14ymedio, Havana, 4 January 2021 — The governor of Havana approved an increase from 200% to 350% in the prices paid to agricultural producers but promised not to “raise the prices of retail sales (…) in most products, in order to protect to the population.” The resolution, which has come into force with the new year, sets the producer purchase prices, wholesale prices and maximum retail prices in pesos, both for state and private markets.
The authorities assure that the rise in prices is due to the intention of “stimulating the income of producers as the main link in the production and marketing chain.”
In contrast, it is not clear how consumer prices can be maintained if producers receive a 200% or more increase.
Since its launch, more than six years ago, 14ymedio has published every week the prices of the most common products found in various points of sale located throughout the Island, not only in the capital. Although it is true that there are no significant differences between the prices of recent weeks in Havana markets and those announced as of January 1 for the consumer, it remains to be explained how the purchase price can be raised for the producer without increasing it for the consumer.
What we have seen is with the list of available products that comes to the newsroom from all the provinces, the number of available products has decreased extremely, especially in recent weeks.
The resolution, published by Tribuna de La Habana, is accompanied by a PDF of a price list, divided into sections, on which the notable ones include bananas (most at between 2 and 4 pesos per pound), garlic at 47, and onions at between 10 and 28 depending on the type, beans, 14 for black and 16 for red, and chickpeas, 35 pesos per pound.
Citrus fruits also appear, such as oranges at 10, lemons at 13, beans at 8, and sweet peppers at 11, among many others.
“In the case of covered and packaged products, up to 20% above the approved retail sale price will be applied and when the covered products are cut and packed, up to 50% above the approved retail price will be applied,” said the official media Tribuna de La Habana.
The complaints have not taken long to appear among the readers of the official newspaper. “The dollar is at 24 (pesos) but there is no availability in the banks… at those prices, after the workers collect their salary increases, there needs to be availability of the products in the markets,” said one, knowing that for months the shops have been more bare than usual.
Others advocate openly for the free market and point out that prices regulate themselves with free competition. “They say that man is the only animal that stumbles twice on the same stone, but here they stumble 100 times and they have not learned that capping the prices is what causes greater scarcity.”
“Prices are very far from reality, the black market will continue to impose its statutes and the pockets of ordinary Cubans will continue to pay times above the prices published here”, considers another reader.

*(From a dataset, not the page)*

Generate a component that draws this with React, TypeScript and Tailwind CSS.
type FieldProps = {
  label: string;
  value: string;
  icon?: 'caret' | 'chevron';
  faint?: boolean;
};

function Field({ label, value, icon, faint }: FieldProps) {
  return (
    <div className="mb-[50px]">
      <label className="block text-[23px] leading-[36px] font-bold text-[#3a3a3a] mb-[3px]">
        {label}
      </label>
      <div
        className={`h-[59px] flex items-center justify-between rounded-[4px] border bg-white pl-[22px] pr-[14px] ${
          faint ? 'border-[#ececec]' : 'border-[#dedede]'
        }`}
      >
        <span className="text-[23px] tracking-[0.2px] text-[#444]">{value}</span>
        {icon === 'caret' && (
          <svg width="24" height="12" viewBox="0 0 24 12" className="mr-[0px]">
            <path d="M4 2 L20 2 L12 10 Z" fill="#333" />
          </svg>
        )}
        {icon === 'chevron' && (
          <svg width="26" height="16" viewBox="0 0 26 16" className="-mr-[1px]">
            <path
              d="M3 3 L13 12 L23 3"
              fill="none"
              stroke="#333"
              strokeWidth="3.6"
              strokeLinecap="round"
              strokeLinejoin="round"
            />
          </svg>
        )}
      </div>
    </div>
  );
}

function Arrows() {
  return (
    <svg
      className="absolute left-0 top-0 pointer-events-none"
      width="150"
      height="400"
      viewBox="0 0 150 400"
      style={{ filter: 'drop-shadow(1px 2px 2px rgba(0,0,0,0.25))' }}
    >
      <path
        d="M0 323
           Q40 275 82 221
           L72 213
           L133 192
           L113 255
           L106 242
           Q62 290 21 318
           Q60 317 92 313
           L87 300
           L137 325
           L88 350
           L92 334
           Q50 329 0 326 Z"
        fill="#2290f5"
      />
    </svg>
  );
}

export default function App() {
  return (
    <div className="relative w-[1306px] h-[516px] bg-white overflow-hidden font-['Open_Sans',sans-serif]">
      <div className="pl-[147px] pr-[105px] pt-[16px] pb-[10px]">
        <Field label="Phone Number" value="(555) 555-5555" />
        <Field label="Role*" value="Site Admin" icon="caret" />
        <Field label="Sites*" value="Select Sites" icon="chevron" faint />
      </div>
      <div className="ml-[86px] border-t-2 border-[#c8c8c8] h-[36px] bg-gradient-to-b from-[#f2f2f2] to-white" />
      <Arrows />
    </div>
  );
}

“Now they hide the products and sell them for higher prices, whoever wants to buy a lemon, for example, must go and look for the seller who is hiding it. Because it is a chain from the field, where oil and other materials make the things they have look for more expensive, under the table, like a welding rod, an angle to repair machines etc. to the producer pays dearly for everything and must sell dearly to the retailer and the carrier. It is a chain that multiplies the price at each link.”

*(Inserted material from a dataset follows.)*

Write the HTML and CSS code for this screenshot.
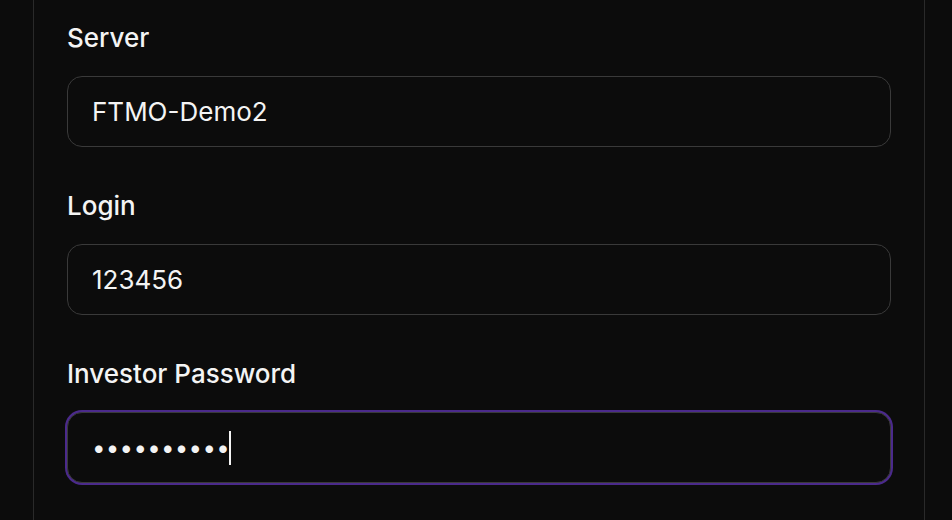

Despite the criticism, the majority of readers of the state newspaper are in favor of the intervention, but their concerns are in the usual failure to act that occurs with these types of measures and they ask for greater control and penalties.
“Who will control this? Today the carts are selling a head of garlic for 10 pesos, nothing is by the pound, but they are not afraid, they do what they want. Come to Alturas de Belén, Marianao, and you will see. If severe measures aren’t taken, respect for the laws, the rules, will never be achieved,” writes a user in this regard.
Others even detail the most common tricks to circumvent a law that until now has shown to stimulate very little supply in the market. “Sounds good to me, I just hope that surnames do not start to appear on the products, for example Creole lemon from ’My Grandmother’s Farm’, 100 pesos per pound. As with the ham that was Viking ham its whole life and now there are 25 specials of every kind: sausages, meatloaf and I don’t know how many other things. And, of course, all are more expensive than the old famous Viking”
“I congratulate your reasoning because it is what happens in the long run: Class A carrot, 20 pesos per pound; black cassava with white rind, 10 pesos per pound; black Narnian beans, 25 pesos per pound; Macondo tomato, 20 pesos the pound; … and so on,” jokes another reader.
Many others ask that the measure taken in the capital be extended to the rest of the provinces and some even take advantage of the occasion to demonstrate against Havanacentralism. “Will Havana be Cuba? The measures that are taken only for the capital are always pronounced and, in the other provinces, everyone roaming around without respect. Please, where there are fewer things is in the provinces and the prices are sky high. Take measures for the country, not just for Havana,” protests a reader.